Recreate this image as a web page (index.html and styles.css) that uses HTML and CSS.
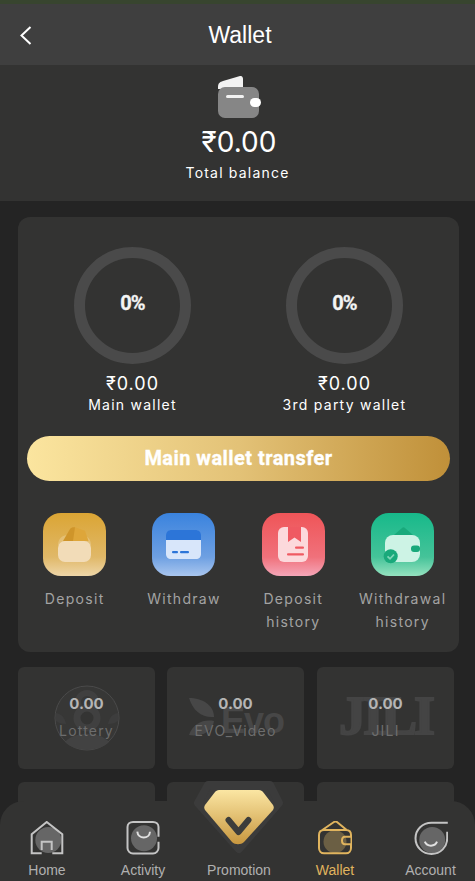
FILE: index.html
```html
<!DOCTYPE html>
<html lang="en">
<head>
  <meta charset="UTF-8">
  <meta name="viewport" content="width=device-width, initial-scale=1.0">
  <title>Wallet</title>
  <link rel="stylesheet" href="styles.css">
</head>
<body>
  <div class="page">
    <div class="top-strip"></div>

    <!-- Header -->
    <header class="header">
      <svg class="back" width="14" height="21" viewBox="0 0 14 21"><path d="M11.500 2 L2.500 10.500 L11.500 19" fill="none" stroke="#fff" stroke-width="2"/></svg>
      <h1>Wallet</h1>
    </header>

    <!-- Total balance -->
    <section class="total">
      <svg class="total-icon" width="44" height="44" viewBox="0 0 44 44">
        <path d="M1 12 C1 8 3 7 6 6 L23 1 C25 .5 26 2 26 4 V14 H1 Z" fill="#f2f2f2"/>
        <rect x="1" y="12" width="41" height="31" rx="7" fill="#868686"/>
        <rect x="9" y="20" width="18" height="3" rx="1.500" fill="#f2f2f2"/>
        <rect x="33" y="23" width="11" height="9" rx="4.500" fill="#fff"/>
      </svg>
      <div class="total-amount">₹0.00</div>
      <div class="total-label">Total balance</div>
    </section>

    <main class="content">
      <!-- Wallet card -->
      <section class="card">
        <div class="rings">
          <div class="ring-col">
            <div class="ring"><span>0%</span></div>
            <div class="ring-amount">₹0.00</div>
            <div class="ring-label">Main wallet</div>
          </div>
          <div class="ring-col">
            <div class="ring"><span>0%</span></div>
            <div class="ring-amount">₹0.00</div>
            <div class="ring-label">3rd party wallet</div>
          </div>
        </div>

        <button class="transfer">Main wallet transfer</button>

        <div class="actions">
          <div class="action">
            <div class="action-icon gold">
              <svg width="63" height="63" viewBox="0 0 63 63">
                <path d="M15 32 C15 26 19 22 25 22 H38 C44 22 48 26 48 32 Z" fill="#fff" opacity=".2"/>
                <path d="M20 28 L27 16 C28 14.500 30 14 32 14.300 L34 28 Z" fill="#cf952a"/>
                <path d="M32 14.300 L42 17.700 L45.500 28 H30 Z" fill="#dea63a"/>
                <rect x="15" y="28" width="33" height="21" rx="7" fill="#f2dcb8"/>
              </svg>
            </div>
            <div class="action-label">Deposit</div>
          </div>
          <div class="action">
            <div class="action-icon blue">
              <svg width="63" height="63" viewBox="0 0 63 63">
                <path d="M14 23 C14 19 16 17 20 17 H43 C47 17 49 19 49 23 V27 H14 Z" fill="#2c75d8"/>
                <path d="M14 27 H49 V41 C49 44 47 46 44 46 H19 C16 46 14 44 14 41 Z" fill="#d8e6fa"/>
                <rect x="20" y="38" width="6" height="2.300" rx="1" fill="#2c75d8"/>
                <rect x="28" y="38" width="9" height="2.300" rx="1" fill="#2c75d8"/>
              </svg>
            </div>
            <div class="action-label">Withdraw</div>
          </div>
          <div class="action">
            <div class="action-icon red">
              <svg width="63" height="63" viewBox="0 0 63 63">
                <rect x="16" y="14" width="30" height="35" rx="6" fill="#fcd9dc"/>
                <path d="M26 14 H39 V29 L32.500 24.500 L26 29 Z" fill="#ef5a62"/>
                <rect x="33" y="33.500" width="9" height="2.300" rx="1" fill="#ef5a62"/>
                <rect x="25" y="40.300" width="17" height="2.300" rx="1" fill="#ef5a62"/>
              </svg>
            </div>
            <div class="action-label">Deposit<br>history</div>
          </div>
          <div class="action">
            <div class="action-icon green">
              <svg width="63" height="63" viewBox="0 0 63 63">
                <path d="M23 22 L31 15 C32 14 33 14 34 15 L42 22 Z" fill="#19a97b"/>
                <rect x="14" y="22" width="35" height="27" rx="8" fill="#cdf3e5"/>
                <rect x="40" y="32.500" width="9" height="6.500" rx="3" fill="#19a97b"/>
                <circle cx="19.700" cy="43.300" r="7" fill="#19a97b"/>
                <path d="M16.500 43.300 L19 45.800 L23 41.500" fill="none" stroke="#7fd6b8" stroke-width="1.800"/>
              </svg>
            </div>
            <div class="action-label">Withdrawal<br>history</div>
          </div>
        </div>
      </section>

      <!-- Game balances -->
      <section class="games">
        <div class="game">
          <svg class="game-logo ball" width="66" height="66" viewBox="0 0 66 66">
            <circle cx="33" cy="33" r="32" fill="#373736" stroke="#4b4b4b" stroke-width="1"/>
            <path d="M1.500 28 C7 28 11 33 12 39 C8 39 4 38 2 36 Z" fill="#3d3d3d"/>
            <path d="M64.500 28 C59 28 55 33 54 39 C58 39 62 38 64 36 Z" fill="#3d3d3d"/>
            <circle cx="33" cy="17" r="9" fill="#373736" stroke="#404040" stroke-width="6"/>
            <circle cx="33" cy="33" r="10" fill="#343433" stroke="#404040" stroke-width="7"/>
            <path d="M11 57 C20 46 46 46 55 57 C46 67 20 67 11 57 Z" fill="#424242"/>
          </svg>
          <div class="game-amount">0.00</div>
          <div class="game-label">Lottery</div>
        </div>
        <div class="game">
          <svg class="game-logo leaf" width="30" height="44" viewBox="0 0 30 44">
            <path d="M1 1 C14 1 26 8 26 20 C14 21 5 14 1 1 Z" fill="#474747"/>
            <path d="M1 38 C5 26 16 22 26 24 C25 34 14 40 1 38 Z" fill="#474747"/>
          </svg>
          <div class="evo-mark">Evo</div>
          <div class="game-amount">0.00</div>
          <div class="game-label">EVO_Video</div>
        </div>
        <div class="game">
          <div class="jili-mark">JILI</div>
          <div class="game-amount">0.00</div>
          <div class="game-label">JILI</div>
        </div>
        <div class="game"></div>
        <div class="game"></div>
        <div class="game"></div>
      </section>
    </main>

    <!-- Bottom tab bar -->
    <nav class="tabbar">
      <div class="tab">
        <svg width="34" height="36" viewBox="0 0 34 36">
          <circle cx="18.300" cy="19" r="13" fill="#666"/>
          <path d="M11.700 32.300 H1.700 V13.300 L16.700 1 L32.300 13.300 V32.300 H22.300" fill="none" stroke="#c4c4c4" stroke-width="2"/>
          <path d="M11.700 29 V20.700 H21.700 V29" fill="none" stroke="#c4c4c4" stroke-width="2"/>
        </svg>
        <span>Home</span>
      </div>
      <div class="tab">
        <svg width="34" height="36" viewBox="0 0 34 36">
          <circle cx="18" cy="17.300" r="13" fill="#666"/>
          <path d="M32.500 15.700 V6 C32.500 3 30 1 27 1 H7 C4 1 1.500 3 1.500 6 V27 C1.500 30 4 32.500 7 32.500 H27 C30 32.500 32.500 30 32.500 27 V20.700" fill="none" stroke="#c4c4c4" stroke-width="2"/>
          <path d="M11.300 10.700 C12 18.500 23.500 18.500 24 10.700" fill="none" stroke="#e0e0e0" stroke-width="2"/>
        </svg>
        <span>Activity</span>
      </div>
      <div class="tab tab-promo">
        <span>Promotion</span>
      </div>
      <div class="tab tab-active">
        <svg width="34" height="36" viewBox="0 0 34 36">
          <circle cx="17" cy="20.700" r="11.500" fill="#6b5f44"/>
          <path d="M4.300 9 L16 1 C17 .3 18 .3 19 1 L28.700 9" fill="none" stroke="#e0b45e" stroke-width="2"/>
          <path d="M33 15 V14 C33 11 31 9 28 9 H6 C3 9 1 11 1 14 V27 C1 30 3 32.300 6 32.300 H28 C31 32.300 33 30 33 27 V23.500" fill="none" stroke="#e0b45e" stroke-width="2"/>
          <path d="M33.500 15.700 H27 C23 15.700 23 23.300 27 23.300 H33.500 Z" fill="none" stroke="#e0b45e" stroke-width="2"/>
        </svg>
        <span>Wallet</span>
      </div>
      <div class="tab">
        <svg width="34" height="36" viewBox="0 0 34 36">
          <circle cx="18.200" cy="19" r="13" fill="#666"/>
          <path d="M33.800 1.700 H17.500 C8.500 1.700 1.500 8.500 1.500 17.300 C1.500 26 8.500 33 17.500 33 C26.500 33 33.200 26 33.200 17.300 V10.700" fill="none" stroke="#c4c4c4" stroke-width="2"/>
          <path d="M10.800 20.700 C13 26 21 26 23 20.700" fill="none" stroke="#e0e0e0" stroke-width="2"/>
        </svg>
        <span>Account</span>
      </div>
      <svg class="promo-badge" width="90" height="76" viewBox="0 0 90 76">
        <defs>
          <linearGradient id="gem" x1="0" y1="0" x2="0" y2="1">
            <stop offset="0" stop-color="#fbe6a3"/>
            <stop offset="1" stop-color="#c8973f"/>
          </linearGradient>
        </defs>
        <path d="M14 5 H76 L85 23 L45 69 L4 23 Z" fill="#3b3b3b" stroke="#3b3b3b" stroke-linejoin="round" stroke-width="8"/>
        <path d="M25 10 H65 C67 10 68 11 69 12 L79 25 C80 27 80 28 79 30 L50 62 C47 65 41 65 38 62 L11 30 C10 28 10 27 11 25 L21 12 C22 11 23 10 25 10 Z" fill="url(#gem)"/>
        <path d="M34.500 40 L44.500 52 L54.500 40" fill="none" stroke="#3d3d3b" stroke-width="6" stroke-linecap="round" stroke-linejoin="round"/>
      </svg>
    </nav>
  </div>
</body>
</html>
```

FILE: styles.css
```css
/* General page */
* {
  box-sizing: border-box;
}

html,
body {
  margin: 0;
  height: 100%;
}

body {
  background-color: #242424;
  font-family: 'Inter', 'Liberation Sans', sans-serif;
  overflow: hidden;
}

.page {
  position: relative;
  height: 881px;
  overflow: hidden;
  display: flex;
  flex-direction: column;
}

.top-strip {
  height: 4px;
  background-color: #38452f;
  flex-shrink: 0;
}

/* Header */
.header {
  height: 61px;
  flex-shrink: 0;
  background-color: #3f3f3f;
  display: flex;
  align-items: center;
  justify-content: center;
  position: relative;
}

.header h1 {
  margin: 0 0 0 5px;
  color: #fff;
  font-family: 'Liberation Sans', sans-serif;
  font-size: 23px;
  font-weight: 400;
  padding-top: 1px;
}

.back {
  position: absolute;
  left: 19px;
  top: 21px;
}

/* Total balance */
.total {
  height: 136px;
  flex-shrink: 0;
  background-color: #333332;
  padding-top: 10px;
  display: flex;
  flex-direction: column;
  align-items: center;
  color: #fff;
}

.total-icon {
  display: block;
  margin-left: 3px;
}

.total-amount {
  font-size: 28px;
  line-height: 36px;
  margin-top: 5px;
  margin-left: 3px;
}

.total-label {
  font-size: 14px;
  line-height: 18px;
  letter-spacing: 1.200px;
  margin-top: 4px;
}

/* Wallet card */
.content {
  padding: 16px 16px 0 18px;
}

.card {
  width: 441px;
  height: 435px;
  background-color: #333332;
  border-radius: 12px;
  padding: 30px 9px 0;
}

.rings {
  display: flex;
  justify-content: space-between;
  padding: 0 32.500px;
}

.ring-col {
  width: 146px;
  display: flex;
  flex-direction: column;
  align-items: center;
  color: #fff;
}

.ring {
  width: 117px;
  height: 117px;
  border: 11px solid #4a4a4a;
  border-radius: 50%;
  display: flex;
  align-items: center;
  justify-content: center;
}

.ring span {
  font-family: 'Roboto', sans-serif;
  font-size: 20px;
  font-weight: 700;
  letter-spacing: -1px;
  color: #f4f4f4;
  -webkit-text-stroke: .3px #f4f4f4;
  margin-bottom: 5px;
}

.ring-amount {
  font-size: 18px;
  line-height: 22px;
  letter-spacing: 1px;
  margin-top: 9px;
}

.ring-label {
  font-size: 14px;
  line-height: 18px;
  letter-spacing: 1.250px;
  white-space: nowrap;
  margin-top: 1px;
}

.transfer {
  display: block;
  width: 423px;
  height: 45px;
  margin-top: 22px;
  padding: 0 0 2px;
  border: none;
  border-radius: 23px;
  background: linear-gradient(90deg, #fbe59f 0%, #e3c277 50%, #c09039 100%);
  color: #fff;
  font-family: 'Roboto', sans-serif;
  font-size: 20px;
  font-weight: 700;
  letter-spacing: .45px;
  -webkit-text-stroke: .3px #fff;
}

/* Action icons */
.actions {
  display: grid;
  grid-template-columns: repeat(4, 109.333px);
  margin-top: 32px;
  margin-left: -7px;
}

.action {
  display: flex;
  flex-direction: column;
  align-items: center;
}

.action-icon {
  width: 63px;
  height: 63px;
  border-radius: 18px;
  overflow: hidden;
}

.action-icon svg {
  display: block;
}

.gold {
  background: linear-gradient(180deg, #dba534 0%, #e0b868 70%, #eed6a8 100%);
}

.blue {
  background: linear-gradient(180deg, #3a83de 0%, #6ea0e2 70%, #a9c6ef 100%);
}

.red {
  background: linear-gradient(180deg, #ef5558 0%, #f0717b 70%, #f5a6b8 100%);
}

.green {
  background: linear-gradient(180deg, #17b98a 0%, #45c399 70%, #95e2bf 100%);
}

.action-label {
  color: #a3a3a3;
  font-size: 14px;
  line-height: 23px;
  letter-spacing: 1.300px;
  text-align: center;
  margin-top: 11px;
  white-space: nowrap;
}

/* Game balance tiles */
.games {
  display: grid;
  grid-template-columns: 137px 137px 137px;
  column-gap: 12px;
  row-gap: 13px;
  margin-top: 15px;
}

.game {
  position: relative;
  height: 102px;
  background-color: #333332;
  border-radius: 6px;
  display: flex;
  flex-direction: column;
  align-items: center;
  padding-top: 27px;
  overflow: hidden;
}

.game:nth-child(3n) {
  margin-left: 1px;
  margin-right: -1px;
}

.game-logo {
  position: absolute;
}

.ball {
  left: 36px;
  top: 18px;
}

.leaf {
  left: 21px;
  top: 30px;
}

.evo-mark {
  position: absolute;
  left: 54px;
  top: 33px;
  font-family: 'Liberation Sans', sans-serif;
  font-size: 36px;
  font-weight: 700;
  letter-spacing: -1px;
  color: #474747;
}

.jili-mark {
  position: absolute;
  left: 22px;
  top: 18px;
  font-family: 'Liberation Serif', serif;
  font-size: 54px;
  font-weight: 700;
  letter-spacing: -3px;
  color: #444;
  -webkit-text-stroke: 2px #444;
}

.game-amount {
  position: relative;
  color: #b5b5b5;
  font-size: 15px;
  line-height: 20px;
  font-weight: 700;
}

.game-label {
  position: relative;
  color: #6d6d6d;
  font-size: 14px;
  line-height: 18px;
  letter-spacing: 1.200px;
  margin-top: 8px;
}

/* Bottom tab bar */
.tabbar {
  position: absolute;
  left: 0;
  right: 0;
  bottom: 0;
  height: 80px;
  background-color: #333332;
  border-radius: 24px 24px 0 0;
  display: grid;
  grid-template-columns: 94px 98px 94px 98px 91px;
  padding-top: 20px;
}

.tab {
  display: flex;
  flex-direction: column;
  align-items: center;
  color: #b0b0b0;
  font-family: 'Liberation Sans', sans-serif;
  font-size: 14px;
  line-height: 16px;
}

.tab:last-of-type {
  padding-left: 2px;
}

.tab svg {
  display: block;
  margin-bottom: 5px;
}

.tab-promo {
  justify-content: flex-end;
  padding-bottom: 3px;
}

.tab-active {
  color: #e0b45e;
}

.promo-badge {
  position: absolute;
  left: 194px;
  top: -21px;
}
```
=======
→ Aim of the task: Indicate how many lines of the material include the word "index"; the number alone is required.

→ Full output: 2